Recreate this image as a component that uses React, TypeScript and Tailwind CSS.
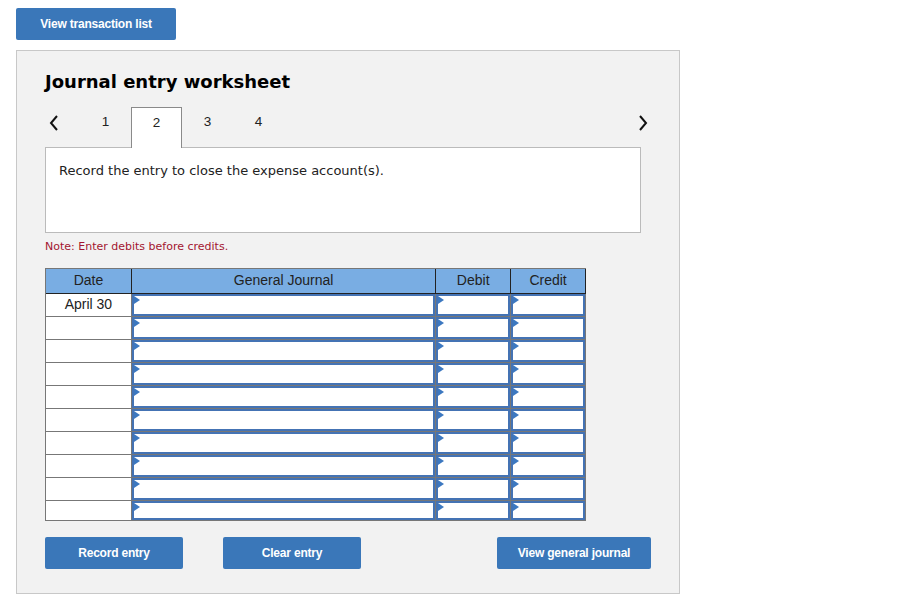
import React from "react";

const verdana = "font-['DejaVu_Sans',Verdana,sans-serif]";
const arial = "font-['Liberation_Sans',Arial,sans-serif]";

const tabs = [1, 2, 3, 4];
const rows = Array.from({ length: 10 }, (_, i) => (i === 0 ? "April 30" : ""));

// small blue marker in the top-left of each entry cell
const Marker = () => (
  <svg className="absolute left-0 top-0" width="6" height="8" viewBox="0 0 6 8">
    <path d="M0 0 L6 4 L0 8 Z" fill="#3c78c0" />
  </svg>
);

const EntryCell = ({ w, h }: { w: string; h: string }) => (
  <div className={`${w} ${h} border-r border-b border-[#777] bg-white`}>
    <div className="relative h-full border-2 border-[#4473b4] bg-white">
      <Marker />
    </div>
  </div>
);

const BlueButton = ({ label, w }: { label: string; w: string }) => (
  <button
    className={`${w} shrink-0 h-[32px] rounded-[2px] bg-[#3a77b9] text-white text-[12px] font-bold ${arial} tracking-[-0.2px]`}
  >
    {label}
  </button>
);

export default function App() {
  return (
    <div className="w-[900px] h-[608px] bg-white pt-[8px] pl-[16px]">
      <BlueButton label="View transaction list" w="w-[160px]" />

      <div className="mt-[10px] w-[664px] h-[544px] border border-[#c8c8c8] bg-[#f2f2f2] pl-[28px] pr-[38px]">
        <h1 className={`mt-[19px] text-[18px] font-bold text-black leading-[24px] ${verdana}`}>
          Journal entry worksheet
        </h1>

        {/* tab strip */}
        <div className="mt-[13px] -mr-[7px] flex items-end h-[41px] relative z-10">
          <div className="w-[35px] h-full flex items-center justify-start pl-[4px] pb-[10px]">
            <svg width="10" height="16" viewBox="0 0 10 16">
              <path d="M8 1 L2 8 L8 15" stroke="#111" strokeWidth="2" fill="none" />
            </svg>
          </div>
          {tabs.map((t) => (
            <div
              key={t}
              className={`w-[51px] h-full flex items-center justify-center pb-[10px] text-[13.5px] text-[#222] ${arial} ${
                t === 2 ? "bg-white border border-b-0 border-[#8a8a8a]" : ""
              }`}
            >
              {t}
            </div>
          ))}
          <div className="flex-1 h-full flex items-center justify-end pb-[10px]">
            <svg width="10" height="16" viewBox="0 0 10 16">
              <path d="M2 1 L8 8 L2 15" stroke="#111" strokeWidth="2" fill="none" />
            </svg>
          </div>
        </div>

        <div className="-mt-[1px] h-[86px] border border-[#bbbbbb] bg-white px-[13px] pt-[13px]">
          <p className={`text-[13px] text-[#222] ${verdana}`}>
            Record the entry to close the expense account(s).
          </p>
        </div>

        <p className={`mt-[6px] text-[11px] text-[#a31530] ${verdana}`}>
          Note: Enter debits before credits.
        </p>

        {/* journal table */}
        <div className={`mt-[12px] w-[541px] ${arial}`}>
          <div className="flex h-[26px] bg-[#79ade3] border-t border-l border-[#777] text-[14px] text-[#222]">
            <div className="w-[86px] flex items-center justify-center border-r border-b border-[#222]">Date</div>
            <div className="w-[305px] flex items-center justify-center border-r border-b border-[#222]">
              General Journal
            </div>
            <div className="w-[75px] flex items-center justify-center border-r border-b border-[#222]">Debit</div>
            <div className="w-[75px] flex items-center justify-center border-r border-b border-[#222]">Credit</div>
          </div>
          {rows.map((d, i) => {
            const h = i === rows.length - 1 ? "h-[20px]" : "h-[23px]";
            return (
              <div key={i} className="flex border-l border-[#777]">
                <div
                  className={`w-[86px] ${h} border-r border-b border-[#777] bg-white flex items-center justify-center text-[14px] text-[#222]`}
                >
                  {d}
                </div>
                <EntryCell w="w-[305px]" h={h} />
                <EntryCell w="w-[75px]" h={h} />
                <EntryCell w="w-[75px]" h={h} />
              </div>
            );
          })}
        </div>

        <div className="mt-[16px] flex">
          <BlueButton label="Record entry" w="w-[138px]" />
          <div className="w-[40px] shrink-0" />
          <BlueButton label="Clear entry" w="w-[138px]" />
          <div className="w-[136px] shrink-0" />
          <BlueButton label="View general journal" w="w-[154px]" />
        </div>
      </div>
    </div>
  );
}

Exercise description:
Give the material again exactly as it is, but keep the pictures out.

Solution:
Recreate this image as a component that uses React, TypeScript and Tailwind CSS.
import React from "react";

const verdana = "font-['DejaVu_Sans',Verdana,sans-serif]";
const arial = "font-['Liberation_Sans',Arial,sans-serif]";

const tabs = [1, 2, 3, 4];
const rows = Array.from({ length: 10 }, (_, i) => (i === 0 ? "April 30" : ""));

// small blue marker in the top-left of each entry cell
const Marker = () => (
  <svg className="absolute left-0 top-0" width="6" height="8" viewBox="0 0 6 8">
    <path d="M0 0 L6 4 L0 8 Z" fill="#3c78c0" />
  </svg>
);

const EntryCell = ({ w, h }: { w: string; h: string }) => (
  <div className={`${w} ${h} border-r border-b border-[#777] bg-white`}>
    <div className="relative h-full border-2 border-[#4473b4] bg-white">
      <Marker />
    </div>
  </div>
);

const BlueButton = ({ label, w }: { label: string; w: string }) => (
  <button
    className={`${w} shrink-0 h-[32px] rounded-[2px] bg-[#3a77b9] text-white text-[12px] font-bold ${arial} tracking-[-0.2px]`}
  >
    {label}
  </button>
);

export default function App() {
  return (
    <div className="w-[900px] h-[608px] bg-white pt-[8px] pl-[16px]">
      <BlueButton label="View transaction list" w="w-[160px]" />

      <div className="mt-[10px] w-[664px] h-[544px] border border-[#c8c8c8] bg-[#f2f2f2] pl-[28px] pr-[38px]">
        <h1 className={`mt-[19px] text-[18px] font-bold text-black leading-[24px] ${verdana}`}>
          Journal entry worksheet
        </h1>

        {/* tab strip */}
        <div className="mt-[13px] -mr-[7px] flex items-end h-[41px] relative z-10">
          <div className="w-[35px] h-full flex items-center justify-start pl-[4px] pb-[10px]">
            <svg width="10" height="16" viewBox="0 0 10 16">
              <path d="M8 1 L2 8 L8 15" stroke="#111" strokeWidth="2" fill="none" />
            </svg>
          </div>
          {tabs.map((t) => (
            <div
              key={t}
              className={`w-[51px] h-full flex items-center justify-center pb-[10px] text-[13.5px] text-[#222] ${arial} ${
                t === 2 ? "bg-white border border-b-0 border-[#8a8a8a]" : ""
              }`}
            >
              {t}
            </div>
          ))}
          <div className="flex-1 h-full flex items-center justify-end pb-[10px]">
            <svg width="10" height="16" viewBox="0 0 10 16">
              <path d="M2 1 L8 8 L2 15" stroke="#111" strokeWidth="2" fill="none" />
            </svg>
          </div>
        </div>

        <div className="-mt-[1px] h-[86px] border border-[#bbbbbb] bg-white px-[13px] pt-[13px]">
          <p className={`text-[13px] text-[#222] ${verdana}`}>
            Record the entry to close the expense account(s).
          </p>
        </div>

        <p className={`mt-[6px] text-[11px] text-[#a31530] ${verdana}`}>
          Note: Enter debits before credits.
        </p>

        {/* journal table */}
        <div className={`mt-[12px] w-[541px] ${arial}`}>
          <div className="flex h-[26px] bg-[#79ade3] border-t border-l border-[#777] text-[14px] text-[#222]">
            <div className="w-[86px] flex items-center justify-center border-r border-b border-[#222]">Date</div>
            <div className="w-[305px] flex items-center justify-center border-r border-b border-[#222]">
              General Journal
            </div>
            <div className="w-[75px] flex items-center justify-center border-r border-b border-[#222]">Debit</div>
            <div className="w-[75px] flex items-center justify-center border-r border-b border-[#222]">Credit</div>
          </div>
          {rows.map((d, i) => {
            const h = i === rows.length - 1 ? "h-[20px]" : "h-[23px]";
            return (
              <div key={i} className="flex border-l border-[#777]">
                <div
                  className={`w-[86px] ${h} border-r border-b border-[#777] bg-white flex items-center justify-center text-[14px] text-[#222]`}
                >
                  {d}
                </div>
                <EntryCell w="w-[305px]" h={h} />
                <EntryCell w="w-[75px]" h={h} />
                <EntryCell w="w-[75px]" h={h} />
              </div>
            );
          })}
        </div>

        <div className="mt-[16px] flex">
          <BlueButton label="Record entry" w="w-[138px]" />
          <div className="w-[40px] shrink-0" />
          <BlueButton label="Clear entry" w="w-[138px]" />
          <div className="w-[136px] shrink-0" />
          <BlueButton label="View general journal" w="w-[154px]" />
        </div>
      </div>
    </div>
  );
}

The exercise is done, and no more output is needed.